> GIVEN TASK
Copy each line that contains the word "this".

> DATA EXCERPT
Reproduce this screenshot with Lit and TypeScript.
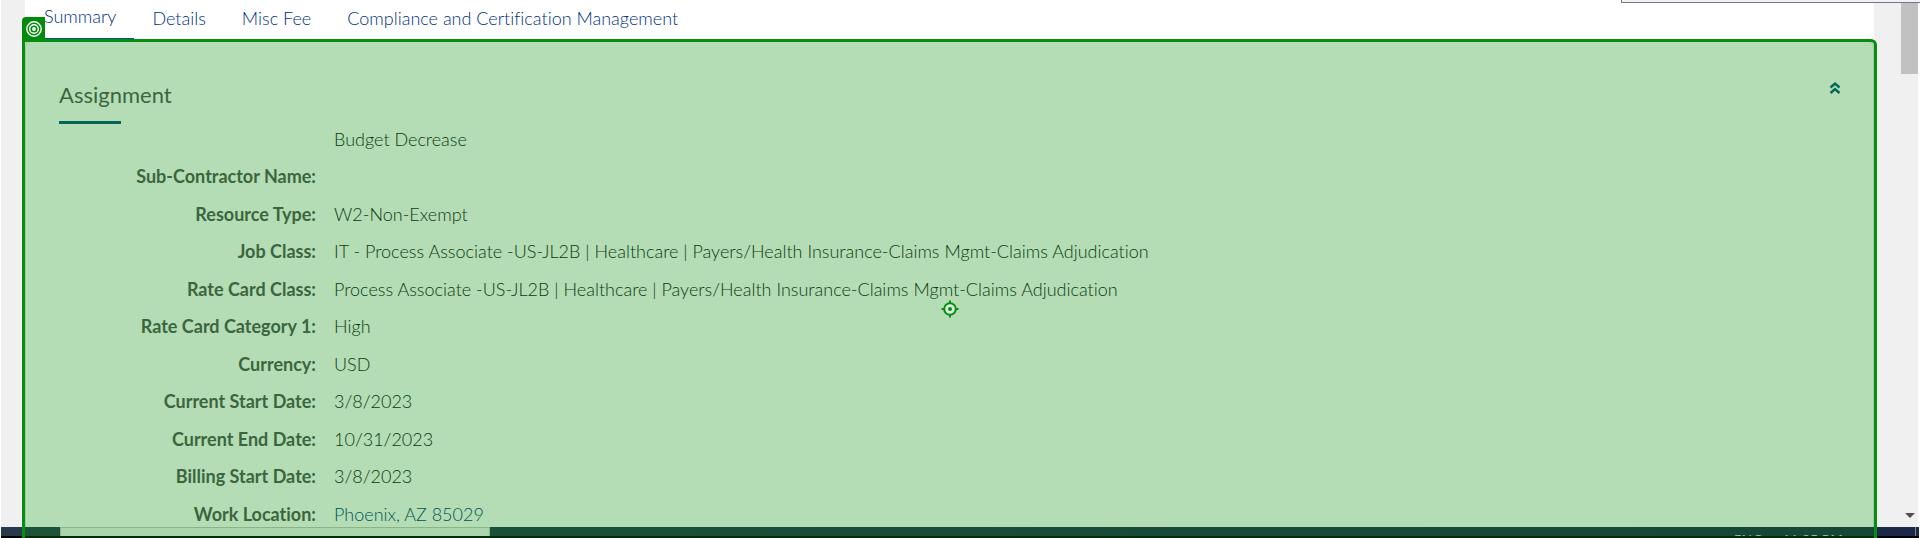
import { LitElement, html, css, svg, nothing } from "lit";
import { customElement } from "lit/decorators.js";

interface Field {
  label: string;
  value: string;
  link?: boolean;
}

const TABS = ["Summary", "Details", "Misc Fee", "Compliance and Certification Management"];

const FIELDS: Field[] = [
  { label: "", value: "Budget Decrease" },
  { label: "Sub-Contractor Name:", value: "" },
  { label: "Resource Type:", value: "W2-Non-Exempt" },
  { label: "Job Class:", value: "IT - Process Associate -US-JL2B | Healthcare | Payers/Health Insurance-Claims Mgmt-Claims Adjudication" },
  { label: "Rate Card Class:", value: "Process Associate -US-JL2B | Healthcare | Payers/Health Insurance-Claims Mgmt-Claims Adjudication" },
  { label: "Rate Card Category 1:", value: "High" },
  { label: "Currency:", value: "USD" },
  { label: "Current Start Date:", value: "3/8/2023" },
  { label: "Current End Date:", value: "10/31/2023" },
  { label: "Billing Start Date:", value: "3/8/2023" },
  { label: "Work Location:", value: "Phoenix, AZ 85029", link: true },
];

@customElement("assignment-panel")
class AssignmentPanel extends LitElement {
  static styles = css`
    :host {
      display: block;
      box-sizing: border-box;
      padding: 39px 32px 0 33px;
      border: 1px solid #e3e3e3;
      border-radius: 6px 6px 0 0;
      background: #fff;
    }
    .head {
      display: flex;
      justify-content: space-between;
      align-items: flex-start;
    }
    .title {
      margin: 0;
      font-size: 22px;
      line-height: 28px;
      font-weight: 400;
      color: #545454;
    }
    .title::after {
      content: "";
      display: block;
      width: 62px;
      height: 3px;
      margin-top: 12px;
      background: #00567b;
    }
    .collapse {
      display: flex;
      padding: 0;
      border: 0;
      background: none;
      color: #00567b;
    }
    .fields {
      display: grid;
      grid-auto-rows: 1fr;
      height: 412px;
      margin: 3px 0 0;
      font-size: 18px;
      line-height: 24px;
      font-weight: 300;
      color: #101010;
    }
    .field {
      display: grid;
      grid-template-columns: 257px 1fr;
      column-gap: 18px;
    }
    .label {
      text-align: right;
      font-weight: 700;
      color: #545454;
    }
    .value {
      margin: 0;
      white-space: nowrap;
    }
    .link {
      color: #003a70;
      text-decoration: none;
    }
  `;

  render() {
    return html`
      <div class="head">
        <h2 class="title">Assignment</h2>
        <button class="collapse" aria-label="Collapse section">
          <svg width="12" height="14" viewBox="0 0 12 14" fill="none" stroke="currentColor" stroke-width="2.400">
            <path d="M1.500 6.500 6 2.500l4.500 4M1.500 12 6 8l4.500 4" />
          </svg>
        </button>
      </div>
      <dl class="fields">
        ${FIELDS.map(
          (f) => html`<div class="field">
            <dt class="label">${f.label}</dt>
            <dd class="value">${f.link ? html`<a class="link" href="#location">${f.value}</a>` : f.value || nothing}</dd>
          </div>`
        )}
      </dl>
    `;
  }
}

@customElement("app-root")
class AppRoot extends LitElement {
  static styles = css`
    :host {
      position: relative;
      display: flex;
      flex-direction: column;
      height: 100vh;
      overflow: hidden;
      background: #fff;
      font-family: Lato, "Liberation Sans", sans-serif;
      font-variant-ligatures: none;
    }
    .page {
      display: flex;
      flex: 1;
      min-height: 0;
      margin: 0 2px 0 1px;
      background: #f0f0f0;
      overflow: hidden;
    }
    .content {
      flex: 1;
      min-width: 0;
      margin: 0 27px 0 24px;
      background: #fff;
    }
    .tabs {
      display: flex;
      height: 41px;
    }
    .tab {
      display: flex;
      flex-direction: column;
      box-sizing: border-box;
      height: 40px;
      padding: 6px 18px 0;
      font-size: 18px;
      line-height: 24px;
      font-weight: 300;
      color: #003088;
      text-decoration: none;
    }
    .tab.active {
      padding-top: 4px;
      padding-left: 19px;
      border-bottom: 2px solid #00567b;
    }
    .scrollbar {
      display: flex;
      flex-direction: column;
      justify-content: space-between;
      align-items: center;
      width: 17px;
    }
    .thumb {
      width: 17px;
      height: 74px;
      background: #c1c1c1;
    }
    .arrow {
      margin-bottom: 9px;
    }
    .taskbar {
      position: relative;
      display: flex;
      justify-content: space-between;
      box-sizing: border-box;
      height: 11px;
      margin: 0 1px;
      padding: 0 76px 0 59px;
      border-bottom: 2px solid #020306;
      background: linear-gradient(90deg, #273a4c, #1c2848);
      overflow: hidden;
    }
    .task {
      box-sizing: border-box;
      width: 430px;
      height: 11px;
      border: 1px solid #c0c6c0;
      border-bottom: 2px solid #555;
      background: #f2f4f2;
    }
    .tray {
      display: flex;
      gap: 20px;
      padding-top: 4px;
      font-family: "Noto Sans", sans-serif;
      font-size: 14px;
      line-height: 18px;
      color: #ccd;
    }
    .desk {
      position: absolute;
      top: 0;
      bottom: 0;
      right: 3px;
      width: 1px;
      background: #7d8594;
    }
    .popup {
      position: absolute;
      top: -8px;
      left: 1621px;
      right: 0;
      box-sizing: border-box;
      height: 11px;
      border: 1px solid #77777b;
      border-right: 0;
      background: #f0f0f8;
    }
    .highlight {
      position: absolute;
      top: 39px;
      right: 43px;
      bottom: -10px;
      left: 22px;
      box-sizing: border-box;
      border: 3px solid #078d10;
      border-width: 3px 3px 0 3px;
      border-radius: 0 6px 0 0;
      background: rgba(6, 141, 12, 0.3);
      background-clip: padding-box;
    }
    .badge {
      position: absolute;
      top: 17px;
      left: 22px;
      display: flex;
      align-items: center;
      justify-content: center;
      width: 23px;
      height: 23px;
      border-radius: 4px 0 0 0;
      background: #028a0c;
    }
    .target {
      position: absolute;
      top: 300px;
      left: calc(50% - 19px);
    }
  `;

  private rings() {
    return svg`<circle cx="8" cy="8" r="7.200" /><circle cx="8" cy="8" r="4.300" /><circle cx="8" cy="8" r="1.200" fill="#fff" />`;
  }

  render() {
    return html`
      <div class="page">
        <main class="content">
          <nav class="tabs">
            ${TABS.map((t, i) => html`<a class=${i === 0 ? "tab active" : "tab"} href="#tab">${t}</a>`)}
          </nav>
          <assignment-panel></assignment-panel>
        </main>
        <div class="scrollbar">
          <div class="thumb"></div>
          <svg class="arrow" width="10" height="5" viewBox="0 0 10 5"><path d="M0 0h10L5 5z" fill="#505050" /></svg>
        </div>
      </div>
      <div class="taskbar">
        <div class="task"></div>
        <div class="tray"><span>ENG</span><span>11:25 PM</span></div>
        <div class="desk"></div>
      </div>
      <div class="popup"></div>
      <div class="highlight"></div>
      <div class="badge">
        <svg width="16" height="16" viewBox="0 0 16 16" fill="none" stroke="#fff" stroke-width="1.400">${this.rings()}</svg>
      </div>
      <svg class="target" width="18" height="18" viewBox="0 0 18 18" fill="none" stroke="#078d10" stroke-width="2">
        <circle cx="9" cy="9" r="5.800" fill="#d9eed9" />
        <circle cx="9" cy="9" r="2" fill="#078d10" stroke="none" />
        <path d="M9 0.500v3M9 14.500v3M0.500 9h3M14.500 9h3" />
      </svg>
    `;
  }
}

> FINAL ANSWER
Reproduce this screenshot with Lit and TypeScript.
        <svg width="16" height="16" viewBox="0 0 16 16" fill="none" stroke="#fff" stroke-width="1.400">${this.rings()}</svg>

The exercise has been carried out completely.